▶ **Written problem**:
Exactly as written, retype the listing below, omitting the pictures.

----------

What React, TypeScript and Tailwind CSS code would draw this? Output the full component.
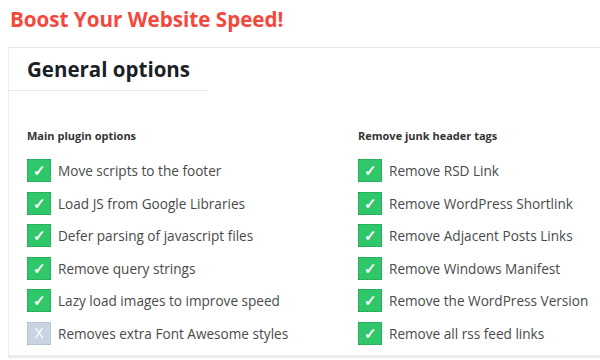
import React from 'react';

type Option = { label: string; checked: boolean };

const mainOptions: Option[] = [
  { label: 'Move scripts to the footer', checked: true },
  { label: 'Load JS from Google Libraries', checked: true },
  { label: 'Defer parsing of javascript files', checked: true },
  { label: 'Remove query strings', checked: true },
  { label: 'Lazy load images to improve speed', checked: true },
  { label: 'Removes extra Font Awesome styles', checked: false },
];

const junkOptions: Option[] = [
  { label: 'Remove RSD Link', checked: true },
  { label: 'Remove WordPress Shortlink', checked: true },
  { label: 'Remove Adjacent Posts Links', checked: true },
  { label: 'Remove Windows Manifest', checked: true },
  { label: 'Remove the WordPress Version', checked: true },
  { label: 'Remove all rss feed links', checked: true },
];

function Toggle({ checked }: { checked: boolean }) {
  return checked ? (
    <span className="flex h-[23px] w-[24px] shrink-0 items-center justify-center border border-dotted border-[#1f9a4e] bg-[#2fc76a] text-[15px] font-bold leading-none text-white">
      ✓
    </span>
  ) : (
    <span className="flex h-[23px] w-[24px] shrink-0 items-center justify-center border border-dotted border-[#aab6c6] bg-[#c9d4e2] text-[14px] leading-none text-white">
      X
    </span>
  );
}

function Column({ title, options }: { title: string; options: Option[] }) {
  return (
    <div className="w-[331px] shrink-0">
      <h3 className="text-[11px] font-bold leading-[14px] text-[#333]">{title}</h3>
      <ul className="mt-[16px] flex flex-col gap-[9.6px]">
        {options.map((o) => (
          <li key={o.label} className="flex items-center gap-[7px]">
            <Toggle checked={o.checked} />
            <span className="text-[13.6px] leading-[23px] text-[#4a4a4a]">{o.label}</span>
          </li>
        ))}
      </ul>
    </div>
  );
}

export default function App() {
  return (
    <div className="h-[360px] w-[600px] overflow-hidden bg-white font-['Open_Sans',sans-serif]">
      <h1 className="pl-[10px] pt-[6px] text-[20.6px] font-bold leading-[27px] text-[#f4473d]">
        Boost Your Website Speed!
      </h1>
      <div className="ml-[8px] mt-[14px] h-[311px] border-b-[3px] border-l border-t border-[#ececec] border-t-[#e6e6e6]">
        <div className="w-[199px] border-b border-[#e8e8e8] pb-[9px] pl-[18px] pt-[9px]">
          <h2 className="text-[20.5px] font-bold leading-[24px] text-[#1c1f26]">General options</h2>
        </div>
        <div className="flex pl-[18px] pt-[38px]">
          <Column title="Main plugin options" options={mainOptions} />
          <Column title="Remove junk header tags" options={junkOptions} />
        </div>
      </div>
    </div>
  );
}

----------

▶ **Task response**:
What React, TypeScript and Tailwind CSS code would draw this? Output the full component.
import React from 'react';

type Option = { label: string; checked: boolean };

const mainOptions: Option[] = [
  { label: 'Move scripts to the footer', checked: true },
  { label: 'Load JS from Google Libraries', checked: true },
  { label: 'Defer parsing of javascript files', checked: true },
  { label: 'Remove query strings', checked: true },
  { label: 'Lazy load images to improve speed', checked: true },
  { label: 'Removes extra Font Awesome styles', checked: false },
];

const junkOptions: Option[] = [
  { label: 'Remove RSD Link', checked: true },
  { label: 'Remove WordPress Shortlink', checked: true },
  { label: 'Remove Adjacent Posts Links', checked: true },
  { label: 'Remove Windows Manifest', checked: true },
  { label: 'Remove the WordPress Version', checked: true },
  { label: 'Remove all rss feed links', checked: true },
];

function Toggle({ checked }: { checked: boolean }) {
  return checked ? (
    <span className="flex h-[23px] w-[24px] shrink-0 items-center justify-center border border-dotted border-[#1f9a4e] bg-[#2fc76a] text-[15px] font-bold leading-none text-white">
      ✓
    </span>
  ) : (
    <span className="flex h-[23px] w-[24px] shrink-0 items-center justify-center border border-dotted border-[#aab6c6] bg-[#c9d4e2] text-[14px] leading-none text-white">
      X
    </span>
  );
}

function Column({ title, options }: { title: string; options: Option[] }) {
  return (
    <div className="w-[331px] shrink-0">
      <h3 className="text-[11px] font-bold leading-[14px] text-[#333]">{title}</h3>
      <ul className="mt-[16px] flex flex-col gap-[9.6px]">
        {options.map((o) => (
          <li key={o.label} className="flex items-center gap-[7px]">
            <Toggle checked={o.checked} />
            <span className="text-[13.6px] leading-[23px] text-[#4a4a4a]">{o.label}</span>
          </li>
        ))}
      </ul>
    </div>
  );
}

export default function App() {
  return (
    <div className="h-[360px] w-[600px] overflow-hidden bg-white font-['Open_Sans',sans-serif]">
      <h1 className="pl-[10px] pt-[6px] text-[20.6px] font-bold leading-[27px] text-[#f4473d]">
        Boost Your Website Speed!
      </h1>
      <div className="ml-[8px] mt-[14px] h-[311px] border-b-[3px] border-l border-t border-[#ececec] border-t-[#e6e6e6]">
        <div className="w-[199px] border-b border-[#e8e8e8] pb-[9px] pl-[18px] pt-[9px]">
          <h2 className="text-[20.5px] font-bold leading-[24px] text-[#1c1f26]">General options</h2>
        </div>
        <div className="flex pl-[18px] pt-[38px]">
          <Column title="Main plugin options" options={mainOptions} />
          <Column title="Remove junk header tags" options={junkOptions} />
        </div>
      </div>
    </div>
  );
}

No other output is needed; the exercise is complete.